Very good TECHNICAL overview and congrats to authors. We didn't read it to support market assumptions/strategy.

Hanne
03.13.2013

It is difficult to exegragate the significance of this shift and its consequences for the business model of the big gas suppliers.LOL. It is not difficult for you to exegragate the significance of any bubble Mark. Keep in mind that the shale producers have lost massive amounts of money because their cost of production is much higher than the market prices that are attracting the new investments that you are touting. One side or the other has to be wrong. In all probability both will likely prove to be wrong. Not only will US exports be cheap – they could also be plentiful. How the hell can you export product at a price that is lower than the cost of production? Is this some economic model that you are touting?Eight projects with a total export capacity of 120m tonnes a year have been proposed, according to Wood Mackenzie, a consultancy.
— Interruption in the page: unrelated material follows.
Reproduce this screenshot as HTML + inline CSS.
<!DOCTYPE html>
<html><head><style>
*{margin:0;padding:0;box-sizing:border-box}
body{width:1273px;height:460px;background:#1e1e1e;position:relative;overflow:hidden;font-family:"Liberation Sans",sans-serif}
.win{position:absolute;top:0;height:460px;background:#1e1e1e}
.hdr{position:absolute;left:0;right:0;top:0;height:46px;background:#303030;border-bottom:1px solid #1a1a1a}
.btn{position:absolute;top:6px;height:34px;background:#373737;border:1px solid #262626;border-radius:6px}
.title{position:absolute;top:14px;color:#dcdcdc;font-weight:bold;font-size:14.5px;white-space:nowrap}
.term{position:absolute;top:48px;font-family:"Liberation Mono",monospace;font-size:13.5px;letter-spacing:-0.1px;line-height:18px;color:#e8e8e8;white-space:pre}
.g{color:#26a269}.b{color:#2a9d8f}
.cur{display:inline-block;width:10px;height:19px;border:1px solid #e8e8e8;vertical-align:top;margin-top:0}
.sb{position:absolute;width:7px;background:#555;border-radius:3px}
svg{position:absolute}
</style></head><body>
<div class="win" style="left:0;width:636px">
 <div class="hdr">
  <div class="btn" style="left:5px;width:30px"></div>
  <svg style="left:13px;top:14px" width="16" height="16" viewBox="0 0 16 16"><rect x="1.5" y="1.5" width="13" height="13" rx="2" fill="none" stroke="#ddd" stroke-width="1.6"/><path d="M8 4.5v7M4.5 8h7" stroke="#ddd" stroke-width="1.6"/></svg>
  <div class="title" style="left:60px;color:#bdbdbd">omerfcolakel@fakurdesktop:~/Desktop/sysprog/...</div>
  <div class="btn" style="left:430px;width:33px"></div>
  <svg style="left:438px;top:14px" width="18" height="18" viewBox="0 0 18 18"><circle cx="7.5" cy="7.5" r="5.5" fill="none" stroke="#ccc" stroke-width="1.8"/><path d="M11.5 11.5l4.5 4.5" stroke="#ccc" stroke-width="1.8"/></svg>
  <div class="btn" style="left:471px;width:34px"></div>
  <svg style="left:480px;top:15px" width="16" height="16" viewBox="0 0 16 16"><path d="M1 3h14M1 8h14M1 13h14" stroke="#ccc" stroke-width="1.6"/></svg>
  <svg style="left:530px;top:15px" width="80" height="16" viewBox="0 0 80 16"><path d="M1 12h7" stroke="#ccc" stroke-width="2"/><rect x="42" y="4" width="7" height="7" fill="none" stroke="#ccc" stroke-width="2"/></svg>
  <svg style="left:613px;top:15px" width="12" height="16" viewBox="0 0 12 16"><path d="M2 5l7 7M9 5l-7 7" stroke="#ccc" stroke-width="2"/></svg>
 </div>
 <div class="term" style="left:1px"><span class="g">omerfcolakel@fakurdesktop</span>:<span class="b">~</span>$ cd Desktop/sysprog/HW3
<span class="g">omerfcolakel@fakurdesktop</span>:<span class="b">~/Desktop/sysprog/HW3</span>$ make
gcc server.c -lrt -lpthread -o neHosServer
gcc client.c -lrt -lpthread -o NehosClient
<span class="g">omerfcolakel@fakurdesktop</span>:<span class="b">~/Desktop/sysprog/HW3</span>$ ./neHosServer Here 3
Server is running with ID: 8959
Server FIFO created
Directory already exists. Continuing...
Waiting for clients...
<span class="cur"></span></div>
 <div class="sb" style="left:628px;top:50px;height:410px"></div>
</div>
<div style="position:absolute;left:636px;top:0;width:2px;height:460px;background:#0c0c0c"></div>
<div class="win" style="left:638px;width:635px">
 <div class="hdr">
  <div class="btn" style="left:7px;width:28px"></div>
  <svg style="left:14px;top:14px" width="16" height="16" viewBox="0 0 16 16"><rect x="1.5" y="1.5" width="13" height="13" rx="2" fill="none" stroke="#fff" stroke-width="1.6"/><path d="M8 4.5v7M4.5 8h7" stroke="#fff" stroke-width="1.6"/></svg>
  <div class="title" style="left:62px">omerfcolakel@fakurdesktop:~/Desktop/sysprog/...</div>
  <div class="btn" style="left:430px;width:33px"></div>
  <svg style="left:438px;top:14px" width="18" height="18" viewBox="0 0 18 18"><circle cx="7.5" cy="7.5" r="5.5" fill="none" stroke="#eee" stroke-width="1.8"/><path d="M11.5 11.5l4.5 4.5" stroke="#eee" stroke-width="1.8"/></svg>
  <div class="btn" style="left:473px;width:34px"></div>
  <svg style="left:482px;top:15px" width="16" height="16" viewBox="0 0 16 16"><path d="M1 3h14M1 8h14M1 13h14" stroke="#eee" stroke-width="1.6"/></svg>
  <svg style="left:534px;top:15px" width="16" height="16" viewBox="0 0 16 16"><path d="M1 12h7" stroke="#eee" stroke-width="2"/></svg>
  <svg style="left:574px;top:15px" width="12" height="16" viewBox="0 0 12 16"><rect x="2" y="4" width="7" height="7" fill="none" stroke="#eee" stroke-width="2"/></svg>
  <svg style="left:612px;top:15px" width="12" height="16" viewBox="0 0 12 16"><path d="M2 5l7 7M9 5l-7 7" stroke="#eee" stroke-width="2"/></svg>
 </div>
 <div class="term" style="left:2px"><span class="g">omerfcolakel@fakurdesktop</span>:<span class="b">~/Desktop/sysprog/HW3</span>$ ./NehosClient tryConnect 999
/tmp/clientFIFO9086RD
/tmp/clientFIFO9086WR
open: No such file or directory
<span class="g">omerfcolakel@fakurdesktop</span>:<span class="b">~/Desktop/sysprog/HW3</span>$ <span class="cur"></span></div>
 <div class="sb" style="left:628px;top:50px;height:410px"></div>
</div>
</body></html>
If all are approved and built, the US could become one of the world’s biggest LNG producers.Wells cost $5-$10 million to drill. They are depleted within two years. The EUR is too high and the real recovery rate is insufficient to generate a positive cash flow. That makes this one massive bubble just like tech and hosing were. And once again you tend to ignore the reality.

Sudip Kumar Ganguly
12.27.2012

An excellent treatise on Gas processing. It is extremely informative and well compiled, my congratulations to all the authors.